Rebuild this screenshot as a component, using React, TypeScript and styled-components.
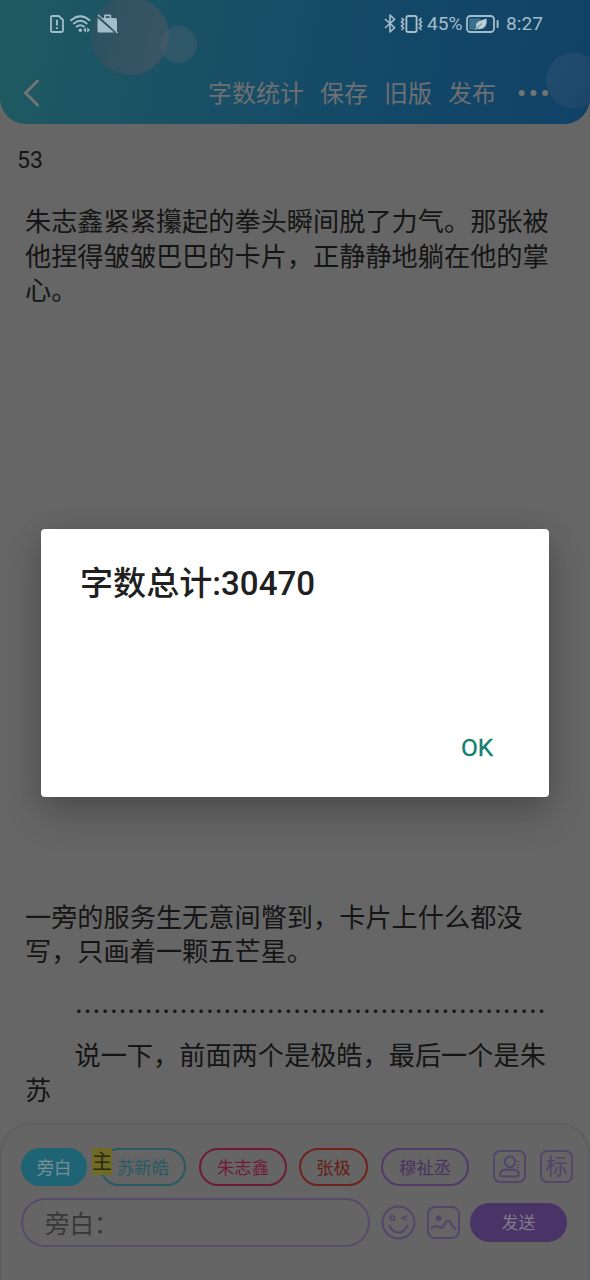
import React from 'react';
import styled, { createGlobalStyle } from 'styled-components';

const GlobalStyle = createGlobalStyle`
  *, *::before, *::after { box-sizing: border-box; }
  html, body { margin: 0; padding: 0; }
  body {
    background: #666666;
    font-family: Roboto, "Noto Sans CJK SC", sans-serif;
    color: #151515;
  }
  svg { display: block; flex: none; }
  button { font: inherit; padding: 0; background: none; border: 0; }
`;

const Screen = styled.div`
  position: relative;
  display: flex;
  flex-direction: column;
  width: 590px;
  height: 1280px;
  overflow: hidden;
  background: #666666;
`;

const Header = styled.header`
  position: relative;
  flex: none;
  display: flex;
  flex-direction: column;
  height: 124px;
  overflow: hidden;
  border-radius: 0 0 26px 26px;
  background: linear-gradient(100deg, #1f5a61 0%, #194f66 38%, #134768 70%, #104267 100%);
`;

const Bubble = styled.span<{ $x: number; $y: number; $r: number; $fill: string }>`
  position: absolute;
  left: ${(p) => p.$x - p.$r}px;
  top: ${(p) => p.$y - p.$r}px;
  width: ${(p) => p.$r * 2}px;
  height: ${(p) => p.$r * 2}px;
  border-radius: 50%;
  background: ${(p) => p.$fill};
`;

const StatusBar = styled.div`
  position: relative;
  display: flex;
  align-items: center;
  justify-content: space-between;
  height: 47px;
  padding: 0 47px 0 50px;
  color: #a3bdcb;
`;

const StatusGroup = styled.div<{ $gap: number }>`
  display: flex;
  align-items: center;
  gap: ${(p) => p.$gap}px;
`;

const StatusText = styled.span<{ $width: number; $offset?: number }>`
  width: ${(p) => p.$width}px;
  margin-left: ${(p) => p.$offset ?? 0}px;
  font-size: 19.2px;
  line-height: 24px;
  white-space: nowrap;
  padding-top: 1px;
`;

const NavBar = styled.nav`
  position: relative;
  display: flex;
  align-items: center;
  height: 77px;
  padding: 14px 41px 0 23px;
  color: #6e7072;
`;

const NavActions = styled.div`
  display: flex;
  align-items: center;
  gap: 16px;
  margin-left: auto;
`;

const NavLink = styled.button`
  padding-top: 3px;
  color: inherit;
  font-size: 24px;
  line-height: 30px;
  white-space: nowrap;
`;

const MoreButton = styled.button`
  margin-left: 6px;
  color: inherit;
`;

const Story = styled.main`
  flex: none;
  display: flex;
  flex-direction: column;
  height: 999px;
  padding: 20px 14px 0 17px;
`;

const LineNumber = styled.div`
  font-size: 23px;
  line-height: 34px;
`;

const Paragraph = styled.p<{ $top: number; $indent?: boolean }>`
  margin: ${(p) => p.$top}px 0 0 8px;
  width: 530px;
  font-family: "Noto Sans CJK SC", sans-serif;
  font-size: 26.2px;
  line-height: 34.5px;
  text-indent: ${(p) => (p.$indent ? '49.5px' : '0')};
`;

const Composer = styled.footer`
  flex: 1;
  display: flex;
  flex-direction: column;
  gap: 13px;
  padding: 23px 15px 0 19px;
  border: 2px solid #5f5e62;
  border-bottom: 0;
  border-radius: 30px 30px 0 0;
  background: #656565;
`;

const ChipRow = styled.div`
  display: flex;
  align-items: center;
  height: 37px;
`;

const Chip = styled.button<{ $w: number; $color: string; $ml?: number; $filled?: boolean; $edge?: string }>`
  position: relative;
  width: ${(p) => p.$w}px;
  height: 38px;
  margin-left: ${(p) => p.$ml ?? 0}px;
  border: ${(p) => (p.$filled ? '2px solid #1f6474' : `2px solid ${p.$edge ?? p.$color}`)};
  border-radius: 19px;
  background: ${(p) => (p.$filled ? '#1f6474' : 'transparent')};
  color: ${(p) => p.$color};
  font-size: 17.3px;
  line-height: 36px;
  white-space: nowrap;
`;

const MainBadge = styled.span`
  position: absolute;
  left: -10px;
  top: -2px;
  width: 20px;
  height: 27px;
  background: #6f6b25;
  color: #2a290f;
  font-size: 20px;
  line-height: 29px;
`;

const ToolButtons = styled.div`
  display: flex;
  gap: 14px;
  margin-left: auto;
`;

const SquareButton = styled.button`
  display: flex;
  align-items: center;
  justify-content: center;
  width: 33px;
  height: 33px;
  border: 2px solid #52476a;
  border-radius: 7px;
  color: #50456a;
  font-size: 22px;
  line-height: 28px;
`;

const InputRow = styled.div`
  display: flex;
  align-items: center;
`;

const MessageField = styled.div`
  display: flex;
  align-items: center;
  width: 349px;
  height: 49px;
  padding: 4px 22px 0 22px;
  border: 2px solid #564b68;
  border-radius: 25px;
  color: #383838;
  font-size: 24.5px;
  line-height: 32px;
`;

const InputIcons = styled.div`
  display: flex;
  align-items: center;
  gap: 11px;
  margin-left: 11px;
`;

const SendButton = styled.button`
  width: 97px;
  height: 39px;
  margin-left: 10px;
  border-radius: 20px;
  background: #4a3367;
  color: #827b8b;
  font-size: 17px;
  line-height: 41px;
`;

const Overlay = styled.div`
  position: absolute;
  inset: 0;
  display: flex;
  align-items: flex-start;
  justify-content: center;
  padding-top: 529px;
`;

const Dialog = styled.section`
  display: flex;
  flex-direction: column;
  justify-content: space-between;
  width: 508px;
  height: 268px;
  padding: 33px 48px 31px 39px;
  border-radius: 4px;
  background: #ffffff;
  box-shadow: 0 18px 38px rgba(0, 0, 0, 0.2), 0 2px 26px rgba(0, 0, 0, 0.12);
`;

const DialogTitle = styled.h1`
  margin: 0;
  font-size: 33.1px;
  font-weight: 500;
  line-height: 44px;
  color: #202020;
`;

const ConfirmButton = styled.button`
  align-self: flex-end;
  width: 48px;
  color: #12806f;
  font-size: 24.5px;
  font-weight: 400;
  line-height: 36px;
  -webkit-text-stroke: 0.3px #12806f;
`;

const SimIcon = () => (
  <svg width="14" height="18" viewBox="0 0 14 18" fill="none" stroke="currentColor">
    <path d="M2.5 1H8.8L13 5V15.5Q13 17 11.5 17H2.5Q1 17 1 15.5V2.5Q1 1 2.5 1Z" strokeWidth="1.8" />
    <path d="M7 4.8V10.6M7 12.2V14" strokeWidth="1.9" />
  </svg>
);

const WifiIcon = () => (
  <svg width="21" height="18" viewBox="0 0 21 18" fill="none" stroke="currentColor" strokeWidth="1.9" strokeLinecap="round">
    <path d="M1 5.2Q10.3 -2.8 19.6 5.2" />
    <path d="M3.9 8.5Q10.3 3.2 16.7 8.5" />
    <path d="M6.8 11.6Q10.3 8.8 13.8 11.6" />
    <circle cx="10.3" cy="15.3" r="1.7" fill="currentColor" stroke="none" />
    <path d="M16 12.5V17.5L13.2 15ZM17.2 12.5V17.5L20 15Z" fill="currentColor" stroke="none" />
  </svg>
);

const BriefcaseOffIcon = () => (
  <svg width="22" height="20" viewBox="0 0 22 20">
    <path d="M3.8 4 20 18.2V6Q20 4 18 4H14.2V1.8Q14.2.6 13 .6H8.2Q7 .6 7 1.8V4ZM8.7 4V2.3H12.6V4Z" fill="currentColor" fillRule="evenodd" />
    <path d="M.5 4.1 17.3 18.6H2Q.5 18.6.5 17Z" fill="currentColor" />
    <path d="M1 1 20.5 19" stroke="currentColor" strokeWidth="1.7" />
    <path d="M2.2 3 19 18.5" stroke="#2c5262" strokeWidth="1" />
  </svg>
);

const BluetoothIcon = () => (
  <svg width="12" height="19" viewBox="0 0 12 19" fill="none" stroke="currentColor" strokeWidth="1.6" strokeLinejoin="round">
    <path d="M1 5 10.6 13.6 6 18V1L10.6 5.4 1 14" />
  </svg>
);

const VibrateIcon = () => (
  <svg width="23" height="18" viewBox="0 0 23 18" fill="none" stroke="currentColor">
    <rect x="6.4" y="1" width="10.2" height="16" rx="1.8" strokeWidth="1.9" />
    <path d="M1.5 3 3.5 5 1.5 7 3.5 9 1.5 11 3.5 13 1.5 15M21.5 3 19.5 5 21.5 7 19.5 9 21.5 11 19.5 13 21.5 15" strokeWidth="1.7" />
  </svg>
);

const BatteryIcon = () => (
  <svg width="33" height="18" viewBox="0 0 33 18" fill="none">
    <rect x="1" y="1" width="27" height="16" rx="3.4" stroke="currentColor" strokeWidth="1.8" />
    <rect x="3.2" y="3.2" width="11.5" height="11.6" rx="1.4" fill="#3c6f8b" />
    <path d="M20.6 3.5Q21.6 14.3 13.8 14 12 14 11.2 13L9.8 15 9 14.3 10.5 12.2C8.4 6.6 15 5.6 20.6 3.5Z" fill="#b9ced9" />
    <path d="M11.5 12.6 16 8.4" stroke="#3c7089" strokeWidth=".8" />
    <path d="M31.6 5.2V12.8" stroke="currentColor" strokeWidth="2" />
  </svg>
);

const BackIcon = () => (
  <svg width="17" height="28" viewBox="0 0 17 28" fill="none" stroke="#747474" strokeWidth="3" strokeLinecap="round" strokeLinejoin="round">
    <path d="M14.5 2 2.5 14 14.5 26" />
  </svg>
);

const MoreIcon = () => (
  <svg width="31" height="8" viewBox="0 0 31 8" fill="#747474">
    <circle cx="3.8" cy="4" r="3" />
    <circle cx="15.5" cy="4" r="3" />
    <circle cx="27.2" cy="4" r="3" />
  </svg>
);

const PersonIcon = () => (
  <svg width="24" height="26" viewBox="0 0 24 26" fill="none" stroke="currentColor" strokeWidth="2">
    <circle cx="12" cy="7.8" r="5.2" />
    <path d="M6.5 15.7H15.5Q20.5 16 20.8 20.5 20.8 22.5 19 22.5H4Q2 22.5 2.2 20.5 2.5 16 6.5 15.7Z" />
    <path d="M18.8 7.5H21.3M19.2 10.7H21.5M18.8 13.7H21.3" strokeWidth="1.1" />
  </svg>
);

const WinkIcon = () => (
  <svg width="35" height="35" viewBox="0 0 35 35" fill="none" stroke="#52476a" strokeWidth="2" strokeLinecap="round">
    <circle cx="17.5" cy="17.5" r="16" />
    <circle cx="11.3" cy="13" r="2.3" strokeWidth="1.6" />
    <path d="M25.5 10.8 21.2 13 25.5 15.2" strokeWidth="1.5" />
    <path d="M8.5 21Q12 27.5 17.5 27.5T26.5 21" strokeWidth="2.2" />
  </svg>
);

const PictureIcon = () => (
  <svg width="33" height="33" viewBox="0 0 33 33" fill="none" stroke="#52476a" strokeWidth="2" strokeLinecap="round">
    <rect x="1" y="1" width="31" height="31" rx="7" />
    <circle cx="11.5" cy="12.3" r="2.8" fill="#52476a" stroke="none" />
    <path d="M4.5 22Q8.3 18.8 12.2 21 15.3 23 17.2 19 20.8 11.2 24 17.5 26 21.8 28.7 22.8" strokeWidth="2.2" />
  </svg>
);

export default function App() {
  return (
    <>
      <GlobalStyle />
      <Screen>
        <Header>
          <Bubble $x={130} $y={36} $r={39} $fill="linear-gradient(100deg, #2c5261, #3a5564)" />
          <Bubble $x={178} $y={44} $r={18.5} $fill="rgba(74, 96, 110, 0.42)" />
          <Bubble $x={573} $y={80} $r={27.5} $fill="linear-gradient(120deg, #234d6e, #1a4568)" />
          <StatusBar>
            <StatusGroup $gap={6}>
              <SimIcon />
              <WifiIcon />
              <BriefcaseOffIcon />
            </StatusGroup>
            <StatusGroup $gap={4}>
              <BluetoothIcon />
              <VibrateIcon />
              <StatusText $width={35}>45%</StatusText>
              <BatteryIcon />
              <StatusText $width={37} $offset={3}>8:27</StatusText>
            </StatusGroup>
          </StatusBar>
          <NavBar>
            <BackIcon />
            <NavActions>
              <NavLink>字数统计</NavLink>
              <NavLink>保存</NavLink>
              <NavLink>旧版</NavLink>
              <NavLink>发布</NavLink>
              <MoreButton aria-label="更多"><MoreIcon /></MoreButton>
            </NavActions>
          </NavBar>
        </Header>

        <Story lang="zh-CN">
          <LineNumber>53</LineNumber>
          <Paragraph $top={25}>
            朱志鑫紧紧攥起的拳头瞬间脱了力气。那张被他捏得皱皱巴巴的卡片，正静静地躺在他的掌心。
          </Paragraph>
          <Paragraph $top={592}>
            一旁的服务生无意间瞥到，卡片上什么都没写，只画着一颗五芒星。
          </Paragraph>
          <Paragraph $top={25} $indent>{'…'.repeat(18)}</Paragraph>
          <Paragraph $top={10} $indent>
            说一下，前面两个是极皓，最后一个是朱苏
          </Paragraph>
        </Story>

        <Composer>
          <ChipRow>
            <Chip $w={66} $color="#7b8f94" $filled>旁白</Chip>
            <Chip $w={86} $color="#285a63" $ml={13}>
              苏新皓
              <MainBadge>主</MainBadge>
            </Chip>
            <Chip $w={88} $color="#701b38" $ml={13}>朱志鑫</Chip>
            <Chip $w={69} $color="#661c17" $edge="#70221d" $ml={12}>张极</Chip>
            <Chip $w={88} $color="#493160" $edge="#523b69" $ml={13}>穆祉丞</Chip>
            <ToolButtons>
              <SquareButton aria-label="角色"><PersonIcon /></SquareButton>
              <SquareButton>标</SquareButton>
            </ToolButtons>
          </ChipRow>
          <InputRow>
            <MessageField>旁白：</MessageField>
            <InputIcons>
              <WinkIcon />
              <PictureIcon />
            </InputIcons>
            <SendButton>发送</SendButton>
          </InputRow>
        </Composer>

        <Overlay>
          <Dialog role="dialog">
            <DialogTitle>字数总计:30470</DialogTitle>
            <ConfirmButton>OK</ConfirmButton>
          </Dialog>
        </Overlay>
      </Screen>
    </>
  );
}
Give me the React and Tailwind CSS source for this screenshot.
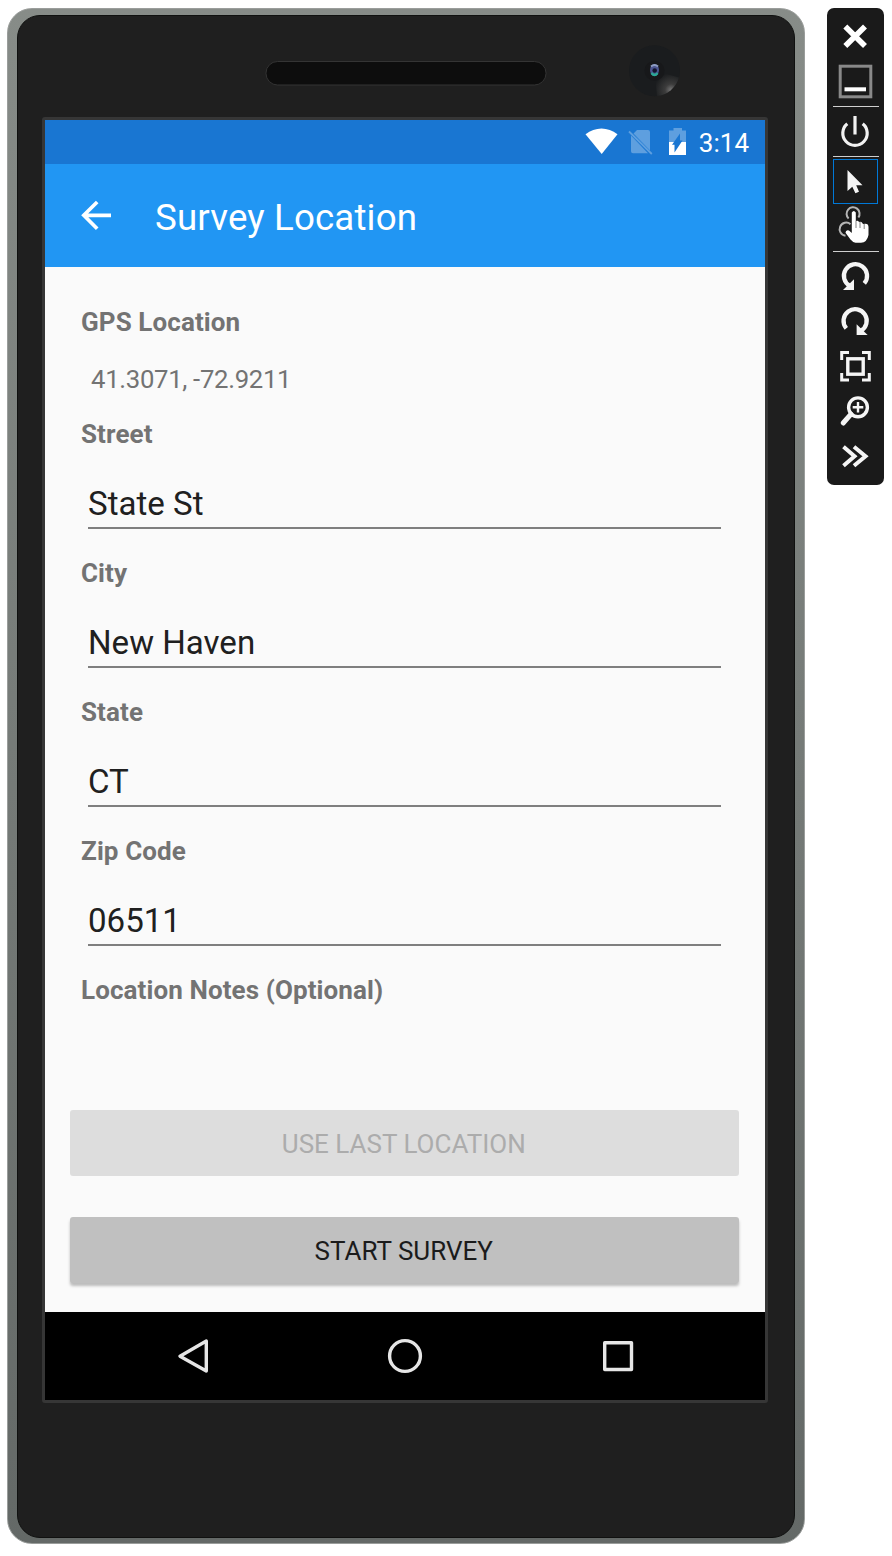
const font = "font-[Roboto,sans-serif]";

function Label({ children }) {
  return <div className="h-[30px] text-[26px] leading-[30px] font-bold tracking-[0.1px] text-[#737373]">{children}</div>;
}

function Field({ label, value }) {
  return (
    <div className="mb-[29px] px-9">
      <Label>{label}</Label>
      <div className="mr-2 ml-[7px] h-20 border-b-2 border-[#7f7f7f] pt-[34px] text-[33.1px] leading-[42px] text-[#202020]">{value}</div>
    </div>
  );
}

function StatusBar() {
  return (
    <div className="flex h-11 items-center justify-end bg-[#1976d2] pr-4">
      <svg className="mr-3 h-11 w-[103px]" viewBox="584 120 103 44">
        <path d="M585.5 134.3 Q593 128.8 601.5 128.6 Q610 128.8 617.5 134.3 L601.7 154Z" fill="#fff" />
        <path d="M637 130 H648 Q650 130 650 132 V150.5 L633.5 133.5Z M631 135.5 L648 153.3 H633 Q631 153.3 631 151.3Z" fill="#5e9fdf" />
        <path d="M629 131.5 L651.8 154" stroke="#5e9fdf" strokeWidth="1.8" />
        <path d="M673.5 128 H682 V130.5 H686 V142 H669 V130.5 H673.5Z" fill="#5e9fdf" />
        <path d="M669 142 H686 V155 H669Z" fill="#fff" />
        <path d="M680 133.5 V140.5 H682.5 L674.5 152.5 V144.8 H672Z" fill="#1976d2" />
      </svg>
      <span className="pt-0.5 text-[26px] leading-[30px] text-white">3:14</span>
    </div>
  );
}

function Screen() {
  return (
    <div className="ml-6 flex h-[1286px] w-[726px] flex-col rounded-[3px] border-[3px] border-[#363636] bg-[#fafafa]">
      <StatusBar />
      <div className="flex h-[103px] items-center bg-[#2196f3] pl-9 text-white">
        <svg className="mr-11 h-[34px] w-[30px]" viewBox="81 199 30 34" fill="none" stroke="#fff" strokeWidth="3.7">
          <path d="M97.2 202 L83.8 215.3 L97.2 228.8 M83.8 215.3 H111" />
        </svg>
        <h1 className="pt-1 text-[36.7px] leading-[44px] tracking-[0.15px]">Survey Location</h1>
      </div>
      <div className="h-[1045px] pt-10">
        <div className="px-9">
          <Label>GPS Location</Label>
          <div className="mt-[27px] mb-[25px] ml-2.5 h-[30px] text-[25.7px] leading-[30px] tracking-[-0.3px] text-[#737373]">41.3071, -72.9211</div>
        </div>
        <Field label="Street" value="State St" />
        <Field label="City" value="New Haven" />
        <Field label="State" value="CT" />
        <Field label="Zip Code" value="06511" />
        <div className="px-9">
          <Label>Location Notes (Optional)</Label>
        </div>
        <div className="mt-[105px] mr-[26px] ml-[25px] flex flex-col gap-[41px]">
          <button className="h-[66px] rounded-[3px] bg-[#dddddd] pt-0.5 pr-[1.5px] text-[26px] text-[#acacac]">USE LAST LOCATION</button>
          <button className="h-[66px] rounded-[3px] bg-[#c0c0c0] pt-0.5 pr-[1.5px] text-[26px] text-[#1b1b1b] shadow-[0_3px_3px_rgba(0,0,0,0.25)]">START SURVEY</button>
        </div>
      </div>
      <svg className="h-22 w-[720px] bg-black" viewBox="45 1312 720 88" fill="none" stroke="#e6e6e6" strokeWidth="3.4" strokeLinejoin="round">
        <path d="M206.3 1341 V1371 L180 1356.2Z" />
        <circle cx="405" cy="1356" r="15.4" />
        <rect x="604.7" y="1342.7" width="26.8" height="26.8" />
      </svg>
    </div>
  );
}

function Phone() {
  return (
    <div className="h-[1536px] w-[798px] rounded-[25px] border border-[#9a9d9b] bg-linear-to-b from-[#878c88] to-[#646967] pt-[6px] pr-[9px] pb-[5px] pl-[9px]">
      <div className="h-[1523px] rounded-[23px] border border-[#101110] bg-[#1f1f1f]">
        <svg className="block h-[101px] w-full" viewBox="18 16 776 101">
          <defs>
            <radialGradient id="glint" gradientUnits="userSpaceOnUse" cx="671" cy="90" r="17">
              <stop offset="0" stopColor="#757575" />
              <stop offset="0.35" stopColor="#3c3c3c" />
              <stop offset="1" stopColor="#1a1c1e" />
            </radialGradient>
          </defs>
          <rect x="266" y="61.5" width="280" height="23.5" rx="11.5" fill="#0d0d0d" stroke="#343434" />
          <circle cx="654.5" cy="70.7" r="25.5" fill="#1a1c1e" />
          <path d="M654.5 70.7 L679 77.5 A25.5 25.5 0 0 1 657 96Z" fill="url(#glint)" />
          <circle cx="654.5" cy="70.7" r="10" fill="#17181a" />
          <ellipse cx="654.5" cy="70" rx="4.5" ry="6" fill="#4c5590" />
          <path d="M651 66.5 Q654.5 63.5 658 66.5" stroke="#8e9dc0" strokeWidth="2" fill="none" />
          <path d="M651.5 73 Q654.5 77 657.5 73" stroke="#2aa795" strokeWidth="2.5" fill="none" />
          <circle cx="654.7" cy="70.5" r="2.3" fill="#13152e" />
        </svg>
        <Screen />
      </div>
    </div>
  );
}

const divider = <div className="mx-auto h-px w-[46px] bg-[#cfcfcf]" />;

function EmulatorToolbar() {
  return (
    <div className="h-[477px] w-[57px] overflow-hidden rounded-[7px] bg-[#1a1a1a]">
      <svg className="block h-[98px] w-[57px]" viewBox="827 8 57 98" fill="none">
        <path d="M845.3 26.5 L865 46 M865 26.5 L845.3 46" stroke="#fff" strokeWidth="5.6" />
        <rect x="840.2" y="66.2" width="30.6" height="30.6" stroke="#898989" strokeWidth="3" />
        <rect x="844.5" y="87.3" width="21.5" height="4" fill="#fff" />
      </svg>
      {divider}
      <svg className="block h-[49px] w-[57px]" viewBox="827 107 57 49" fill="none" stroke="#f2f2f2" strokeWidth="3.2">
        <path d="M847.3 123.7 A12.2 12.2 0 1 0 862.7 123.7 M855 116 V134.5" />
      </svg>
      {divider}
      <div className="mt-[2px] ml-[6px] h-[45px] w-[45px] border border-[#0078d7]">
        <svg className="block h-[43px] w-[43px]" viewBox="834 160 43 43">
          <path d="M847.5 170 V191 L852.3 186.8 L855.4 193.3 L859 191.8 L856.2 185.3 H862.5Z" fill="#f5f5f5" />
        </svg>
      </div>
      <svg className="block h-[47px] w-[57px]" viewBox="827 204 57 47" fill="none">
        <path d="M848.6 218.5 A6.5 6.5 0 1 1 858.4 217.5" stroke="#b5b5b5" strokeWidth="2" />
        <path d="M850.5 224.2 A6.6 6.6 0 1 0 845.5 235.8" stroke="#b5b5b5" strokeWidth="2" />
        <path d="M851.8 212.5 Q853.8 209.3 855.8 212.5 V221 Q858 220 859 222 Q861.5 221 863 224 Q868.5 222.5 868.5 227 V235 Q867 242.5 861 242.8 H855.5 Q853 242.5 850.5 239.5 L845.5 232.8 Q845.7 229.3 849 230.5 L851.8 233Z" fill="#fff" />
        <path d="M856 221 V228 M860 222 V228 M864.2 224 V229" stroke="#777" strokeWidth=".9" />
      </svg>
      {divider}
      <svg className="block h-[234px] w-[57px]" viewBox="827 252 57 234" fill="none" stroke="#f5f5f5">
        <path d="M850 286 A11.6 11.6 0 1 1 864.3 283.3" strokeWidth="4.3" />
        <path d="M843 290 H854 V279.3Z" fill="#f5f5f5" stroke="none" />
        <path d="M846.3 328.3 A11.6 11.6 0 1 1 860.6 331" strokeWidth="4.3" />
        <path d="M867.6 335 H856.6 V324.3Z" fill="#f5f5f5" stroke="none" />
        <path d="M841.7 360 V352.5 H849 M862 352.5 H869.3 V360 M869.3 373 V380 H862 M849 380 H841.7 V373" strokeWidth="3" />
        <rect x="847.8" y="358.8" width="15.4" height="15.4" strokeWidth="3.4" />
        <circle cx="858" cy="407.3" r="9.4" strokeWidth="3.4" />
        <path d="M858 402 V412.6 M852.7 407.3 H863.3" strokeWidth="2.4" />
        <path d="M851 414.2 L843.2 423" strokeWidth="5" strokeLinecap="round" />
        <path d="M843.5 446.7 L854.5 456.2 L843.5 465.7 M854 446.7 L865.5 456.2 L854 465.7" strokeWidth="4" />
      </svg>
    </div>
  );
}

export default function App() {
  return (
    <main className={`${font} flex h-[1556px] w-[892px] items-start gap-[22px] bg-white pt-2 pl-[7px]`}>
      <Phone />
      <EmulatorToolbar />
    </main>
  );
}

....

- _TASK TO COMPLETE_: Go through the records and pull out each line that includes the word "components".

- _RESPONSE BELOW_:
Rebuild this screenshot as a component, using React, TypeScript and styled-components.
import styled, { createGlobalStyle } from 'styled-components';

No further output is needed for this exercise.